There are Citra and Nelson, both single-hopped IPAs, followed by the multi-layered complexities of brews like Hop Showers, All Green Everything and Green Diamonds, each of which artfully blend multiple hop varieties . There are other beer styles served at Other Half’s appropriately sized draft room – it’s about the size of a Chinatown one-bedroom – but the brewery has cemented its a big presence with its IPAs.

“We brew mostly what I like to drink,” explains Richardson. “We make the beers that we like, but it also happens to be fortunate that is where the trend is for small breweries. It didn’t used to exist as a possibility, but you can now open a small brewery and make all IPAs, and it’ll work and do well.”

“The first thing we did, 
after we signed the lease to our building, 
was sign hop contracts.”
                                     – Sam Richardson
Before Richardson arrived in NYC – the Portland native had also worked for a brewpub chain in Seattle – he knew that opening a brewery was a goal firmly on his horizon. “I moved here with that intention,” he says. “I already wanted to do my own thing, and the city was extremely deficient in breweries at that point.”
For years, the Big Apple’s craft beer banner had been waved by only a handful of breweries. Sure, there was Brooklyn Brewery, the city’s sole remaining outpost from a time when building a brewery meant dealing with the mob, but the city was starved for other options (the opening of Sixpoint in the mid-2000s did help slack the demand). But over the past several years, the city once referred to as the Borough of Churches, has exploded with craft diversity — From Big Alice to SingleCut, Gun Hill to Bronx Brewery, and Rockaway Brewing Company to Other Half.
“NYC still has a small scene compared to other parts of the country,” says Richardson, “and it is that deficiency that has been helpful for us. We were able to launch and then go as hard as we have from the beginning.”
An expanding palate has also been a boon for Other Half. Growlers are fun, but that’s up to five beers to enjoy, and since the median of Other Half’s ABVs is about seven percent, it can be a commitment. “Growlers are great though with a can, it’s easier for someone to just have one,” explains Richardson. Thanks to the city’s ever-changing population, Other Half is reaching more people than a brewery of a similar scale could have impacted previously. “We definitely have a more diverse tasting room that anywhere else,” says Richardson, “and that includes a lot of older folks who have gotten interested in craft beer, and a lot more women are involved on the consumption side.”

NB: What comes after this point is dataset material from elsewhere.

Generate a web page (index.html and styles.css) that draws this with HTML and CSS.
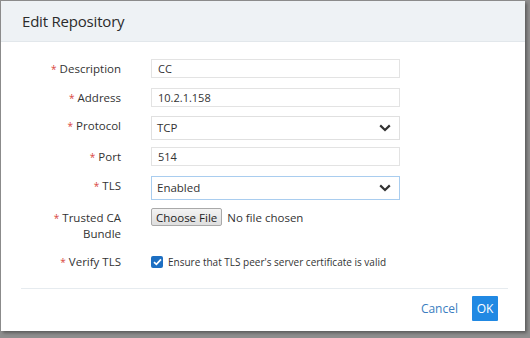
FILE: index.html
```html
<!DOCTYPE html>
<html>
<head>
<meta charset="utf-8">
<link rel="stylesheet" href="styles.css">
</head>
<body>
<div class="dialog">
  <div class="header"><h1 class="title">Edit Repository</h1></div>
  <div class="form">
    <div class="row">
      <label class="label"><span class="req">*</span> Description</label>
      <div class="input">CC</div>
    </div>
    <div class="row r-addr">
      <label class="label"><span class="req">*</span> Address</label>
      <div class="input">10.2.1.158</div>
    </div>
    <div class="row r-proto">
      <label class="label label-sel"><span class="req">*</span> Protocol</label>
      <div class="select"><span>TCP</span>
        <svg class="chev" width="12" height="8" viewBox="0 0 12 8"><path d="M1.2 1.4 L6 6 L10.8 1.4" fill="none" stroke="#333" stroke-width="2.2"/></svg>
      </div>
    </div>
    <div class="row r-port">
      <label class="label"><span class="req">*</span> Port</label>
      <div class="input">514</div>
    </div>
    <div class="row r-tls">
      <label class="label label-sel"><span class="req">*</span> TLS</label>
      <div class="select focus"><span>Enabled</span>
        <svg class="chev" width="12" height="8" viewBox="0 0 12 8"><path d="M1.2 1.4 L6 6 L10.8 1.4" fill="none" stroke="#333" stroke-width="2.2"/></svg>
      </div>
    </div>
    <div class="row r-file">
      <label class="label label-2"><span class="req">*</span> Trusted CA Bundle</label>
      <div class="file"><span class="file-btn">Choose File</span><span class="file-name">No file chosen</span></div>
    </div>
    <div class="row r-verify">
      <label class="label label-2"><span class="req">*</span> Verify TLS</label>
      <div class="check-wrap">
        <span class="check"><svg width="9" height="8" viewBox="0 0 9 8"><path d="M1 4.2 L3.4 6.4 L8 1.4" fill="none" stroke="#fff" stroke-width="1.7"/></svg></span>
        <span class="check-text">Ensure that TLS peer's server certificate is valid</span>
      </div>
    </div>
  </div>
  <div class="footer">
    <span class="cancel">Cancel</span>
    <span class="ok">OK</span>
  </div>
</div>
</body>
</html>
```

FILE: styles.css
```css
html, body {
  margin: 0;
  padding: 0;
}
body {
  width: 530px;
  height: 338px;
  background: #8e8e8e;
  font-family: "Open Sans", "Noto Sans", sans-serif;
  color: #333;
  overflow: hidden;
}
.dialog {
  margin: 1px 0 0 1px;
  width: 524px;
  height: 330px;
  background: #fff;
  box-shadow: 2px 2px 3px rgba(0,0,0,0.35);
  display: flex;
  flex-direction: column;
}
.header {
  height: 40px;
  background: #eef2f5;
  border-bottom: 1px solid #e2e7eb;
  display: flex;
  align-items: center;
  padding-left: 21px;
}
.title {
  margin: 0;
  font-size: 15px;
  font-weight: 500;
  color: #2b2b2b;
  letter-spacing: -0.2px;
}
.form {
  padding-top: 17px;
  display: flex;
  flex-direction: column;
}
.row {
  display: grid;
  grid-template-columns: 120px 249px;
  column-gap: 30px;
  align-items: start;
}
.r-addr { margin-top: 10px; }
.r-proto { margin-top: 9px; }
.r-port { margin-top: 7px; }
.r-tls { margin-top: 10px; }
.r-file { margin-top: 8px; }
.r-verify { margin-top: 12px; }
.label {
  box-sizing: border-box;
  text-align: right;
  font-size: 11.5px;
  line-height: 19px;
  height: 19px;
  padding-left: 50px;
  color: #333;
}
.label-sel { line-height: 20px; }
.label-2 {
  line-height: 16px;
  height: auto;
  padding-top: 2px;
}
.r-verify .label-2 { padding-top: 0; }
.req {
  color: #d9463e;
  font-size: 10px;
  line-height: 1;
}
.input {
  box-sizing: border-box;
  height: 19px;
  border: 1px solid #e3e3e3;
  padding-left: 6px;
  font-size: 11px;
  line-height: 17px;
  color: #333;
}
.select {
  box-sizing: border-box;
  height: 24px;
  border: 1px solid #e0e0e0;
  padding: 0 8px 0 5px;
  font-size: 11.5px;
  line-height: 1;
  color: #333;
  display: flex;
  align-items: center;
  justify-content: space-between;
}
.select.focus {
  border-color: #a9cdef;
}
.file {
  display: flex;
  align-items: center;
  height: 18px;
  font-size: 11.5px;
}
.file-btn {
  box-sizing: border-box;
  height: 18px;
  padding: 0 4px;
  display: flex;
  align-items: center;
  justify-content: center;
  border: 1px solid #a9a9a9;
  border-radius: 2px;
  background: linear-gradient(#f3f3f3, #dedede);
  color: #222;
}
.file-name {
  margin-left: 5px;
  color: #333;
}
.check-wrap {
  display: flex;
  align-items: center;
  height: 16px;
}
.check {
  width: 12px;
  height: 12px;
  box-sizing: border-box;
  background: #1d6fc2;
  border-radius: 2px;
  display: flex;
  align-items: center;
  justify-content: center;
}
.check-text {
  margin-left: 5px;
  font-size: 10px;
  color: #333;
}
.footer {
  margin: 18px 17px 0 20px;
  border-top: 1px solid #e6ebef;
  padding: 7px 10px 0 0;
  display: flex;
  justify-content: flex-end;
  align-items: center;
}
.cancel {
  color: #3a7dc0;
  font-size: 12px;
  margin-right: 14px;
}
.ok {
  width: 26px;
  height: 25px;
  background: #2189e3;
  color: #fff;
  font-size: 12px;
  display: flex;
  align-items: center;
  justify-content: center;
  border-radius: 1px;
}
```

On a recent Friday night, there was even a bachelorette party that stopped by the taproom for a few pours. When told of this unheard anecdote, he elaborates, “That’s awesome. I’m a little more used to it being from Portland, where, for a longer time, no one thinks twice about women and craft beer. Now it’s becoming more common here too.”

As this renaissance continues, demand grows for a revitalization of the state’s hop industry, which, before Prohibition, was one of the nation’s most vibrant. The number of craft breweries in New York grew by nearly 60 percent within the past year. There are now reportedly over 200 craft breweries statewide. The local infrastructure has to advance to keep with this demand. “It’ll really take a big investment from a few hop growers that really want to do it bad enough,” says Richardson. “What grows best here, and what of those hops that grow best here do people want to use.”
Mention a hop variety to Richardson, and he likely has used it in one of his creations. “When you are a new brewery, having the hops you need is challenging,” he says. “The first thing we did, after we signed the lease to our building, was sign hop contracts. If you are going to be an IPA brewery, you have to be on top of that.”

During its first year, Other Half partnered with a New York State hop farm to create one of their brews. While Richardson maintains that partnership is still fluid, he wasn’t aware of the state’s hop scene when he first arrived on the east coast. “I didn’t think there were any hops growing here,” he says, “and I really believe if the industry wants to exist here and differentiate itself from Oregon and Washington hop farmers, it needs to have something unique, like new varieties.”
Although the luster won’t dim from Other Half any time soon, the increased attention has made the brewery a target for people trying to hack the system. The brewery sells four-packs and cases of 24, with a set maximum for each customer, but that didn’t stop a local craft beer store from stocking up on Other Half’s cans during a recent open sale. The brewery took to Instagram to protest and was vindicated by the dozens who beer-shamed the offending store.

“NYC is a difficult place to open a business in general,” Richardson says. “It’s been hard, but it hasn’t been the same sort of grueling punishment that I expected.”